I do: Richard says, "Our videos are the way we see things", which is difficult to argue with. Pete continues: "With cut-ups I think it's gone beyond the question of old hat or not. It's part of the vocabulary of things now."

Thirty minutes left 'til 'A Contemplation Of Dangerous Games' and Mal and I are looking out the window backstage. One week ago I would have said that there is nothing more boring than a bunch of samey fans dressed in black leather; this evening I would sell my grandmother for one buckle, zip, or depraved sleeve. One SPK press release, even.

Who are all these people? A smiling stream of suburbanites are trickling through the rosebushes: well dressed, holding hands, anxious to experience electronic music. It's a nightmare of niceness; bands are always saying they want to reach people who don't listen to the indie charts, and here they are. They're here in Stepford, Austria, and slowly filling up the Brucknerhaus. Our hearts leap as a promising haircut comes into view; but no, it's only a Cult fan who's lost his way. We watch as he staggers uncertainly into the traffic.

The show goes on, and it is somehow irretrievably bland.
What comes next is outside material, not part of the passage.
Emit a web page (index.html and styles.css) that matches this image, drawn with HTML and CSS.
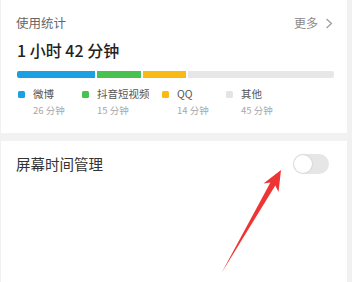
FILE: index.html
```html
<!DOCTYPE html>
<html lang="zh">
<head>
<meta charset="utf-8">
<link rel="stylesheet" href="styles.css">
</head>
<body>
<div class="page">
  <section class="card usage">
    <div class="head">
      <span class="title">使用统计</span>
      <span class="more">更多<svg class="chev" width="8" height="11" viewBox="0 0 8 11"><path d="M1.5 1 L6.5 5.5 L1.5 10" fill="none" stroke="#9a9a9a" stroke-width="1.2"/></svg></span>
    </div>
    <div class="total">1 小时 42 分钟</div>
    <div class="bar">
      <span class="seg blue" style="width:78px"></span>
      <span class="seg green" style="width:44px"></span>
      <span class="seg yellow" style="width:43px"></span>
      <span class="seg rest"></span>
    </div>
    <div class="legend">
      <div class="item"><span class="dot blue"></span><div><div class="lab">微博</div><div class="sub">26 分钟</div></div></div>
      <div class="item"><span class="dot green"></span><div><div class="lab">抖音短视频</div><div class="sub">15 分钟</div></div></div>
      <div class="item"><span class="dot yellow"></span><div><div class="lab">QQ</div><div class="sub">14 分钟</div></div></div>
      <div class="item"><span class="dot rest"></span><div><div class="lab">其他</div><div class="sub">45 分钟</div></div></div>
    </div>
  </section>
  <div class="band"></div>
  <section class="card manage">
    <span class="mtitle">屏幕时间管理</span>
    <span class="toggle"><span class="knob"></span></span>
  </section>
</div>
<svg class="arrow" width="352" height="282" viewBox="0 0 352 282">
  <polygon points="281,170 278.5,192 275.3,185.6 221.5,273 270.4,182.6 263.5,183.5" fill="#ef3434"/>
</svg>
</body>
</html>
```
FILE: styles.css
```css
html, body {
  margin: 0;
  padding: 0;
}
body {
  background: #f1f1f1;
  font-family: "Noto Sans CJK SC", "Noto Sans", sans-serif;
  width: 352px;
  height: 282px;
  overflow: hidden;
  position: relative;
}
.page {
  margin-left: 1px;
  width: 346px;
  height: 282px;
  background: #f2f2f2;
  display: flex;
  flex-direction: column;
}
.card {
  background: #fff;
}
.usage {
  height: 133px;
  box-sizing: border-box;
  padding: 14px 13px 0 15px;
}
.head {
  display: flex;
  justify-content: space-between;
  align-items: center;
  height: 18px;
  padding-right: 1px;
}
.title {
  font-size: 12.5px;
  color: #666;
  line-height: 18px;
}
.more {
  font-size: 12px;
  color: #8a8a8a;
  line-height: 18px;
  display: flex;
  align-items: center;
}
.chev {
  margin-left: 7px;
}
.total {
  margin-top: 7px;
  font-size: 16px;
  line-height: 22px;
  font-weight: 500;
  color: #222;
  padding-left: 1px;
}
.bar {
  margin-top: 10px;
  height: 7px;
  display: flex;
  gap: 2px;
  border-radius: 2px;
  overflow: hidden;
  margin-left: 1px;
}
.seg {
  display: block;
  height: 100%;
}
.seg.rest {
  flex: 1;
}
.blue { background: #1ba0e1; }
.green { background: #47c24f; }
.yellow { background: #f9bb13; }
.rest { background: #e7e7e7; }
.legend {
  margin-top: 9px;
  display: grid;
  grid-template-columns: 64px 80px 64px auto;
  padding-left: 2px;
}
.item {
  display: flex;
  align-items: flex-start;
}
.dot {
  width: 7px;
  height: 7px;
  border-radius: 1.5px;
  margin-top: 3.5px;
  margin-right: 8px;
  flex: none;
}
.dot.rest {
  background: #e4e4e4;
}
.lab {
  font-size: 10.5px;
  line-height: 14px;
  color: #555;
}
.sub {
  margin-top: 2px;
  font-size: 9.5px;
  line-height: 14px;
  color: #a8a8a8;
}
.band {
  height: 8px;
}
.manage {
  flex: 1;
  display: flex;
  justify-content: space-between;
  align-items: flex-start;
  padding: 13px 18px 0 15px;
}
.mtitle {
  font-size: 14.5px;
  line-height: 20px;
  color: #333;
}
.toggle {
  width: 36px;
  height: 20px;
  border-radius: 10px;
  background: #e6e6e6;
  position: relative;
  display: block;
}
.knob {
  position: absolute;
  left: 1px;
  top: 1px;
  width: 18px;
  height: 18px;
  border-radius: 50%;
  background: #fff;
  box-shadow: 0 0 2px rgba(0,0,0,0.18);
}
.arrow {
  position: absolute;
  left: 0;
  top: 0;
}
```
Everyone does their best, but the band is simply engulfed in a 2000-seat infirmary of pale, polished wood, pale, polished fixtures, and a doughy civilty that persists even after the lights go down.

When I last saw the Cabs perform - in Sheffield - all the little monstrosities of English life helped to make them necessary, from the cheap plush in the bar to the ragged dancing to the mystery holes in the carpet. Tonight they're under glass, being examined for signs of picturesque English decadence. The audience have that unmistakable filling-in-the-catagories look about the forehead: Cabaret Voltaire As Evidence Of Post-Industrial Decline, Cabaret Voltaire As Exponents Of British Humour, Cabaret Voltaire As The Electro-Children Of Dada. It's embarrassing; not being English myself, I used to try this stuff on all the time.

On the last day we find ourselves with a 360 degree view of the city, which looks exactly like the slide in my pink keychain TV. We're on the roof of the Brucknerhaus and Pete is taking pictures of Richard and Mal. From up here, Linz seems to be made of only three materials, all of them immaculate: trees, concrete, and old stone. With the exception of the cathedrals, the city looks like it was born yesterday. Which probably makes sound political sense; if you erase the sites of war, you erase the memories of war. Kurt Waldheim was elected President of Austria on June 8. As today's International Herald Tribune notes, the chances of uncovering wartime evidence demonstrating his complicity in the mass deportations of Greek Jews are now roughly nil; the issue is 'buried'.

But that was then; this is Art. A camera crew from the Austrian cultural channel joins us on the roof. The interviewer keeps trying to steer Richard and Mal into the regions of art theory; very probably this man has few friends in Sheffield.

The cameras roll. "What is the main idea behind Cabaret Voltaire?" the interviewer begins. (Mal, later: "God! What a question!")

Mal, now: "The easiest way to describe what we do is to say we use what's available. When we first started we used tape recorders. Now we have Emulators. But we still can't play."

The interviewer is uncomfortable with the idea of famous musicians unable to play. He smiles. Of course - they must be minamilists. Mal is swift: "You mean Lamonte Young, Steve Reich, Terry Riley, people like that? No, sorry."

The session stalls slightly when Richard says film is better than video: it has more potential for abuse. Abuse?

Finally, the motherlode: "Cabaret Voltaire is a name of course derived from the Zuric group of Dadaists. Could you state your specific influences?"

Richard takes a drink. Mal is firm: "We saw an affinity in that movement, but we're not fixed about it".

"What about Kurt Schwitters?" the interviewer parries, recrossing his legs. "I was interested in graphics myself, in art school..."

Finally they go away. "It's like Mastermind around here,"mutters Richard.

Mal looks over the edge of the roof. "You know what the difference between East Berlin and Linz is? The Austrians have a little more neon".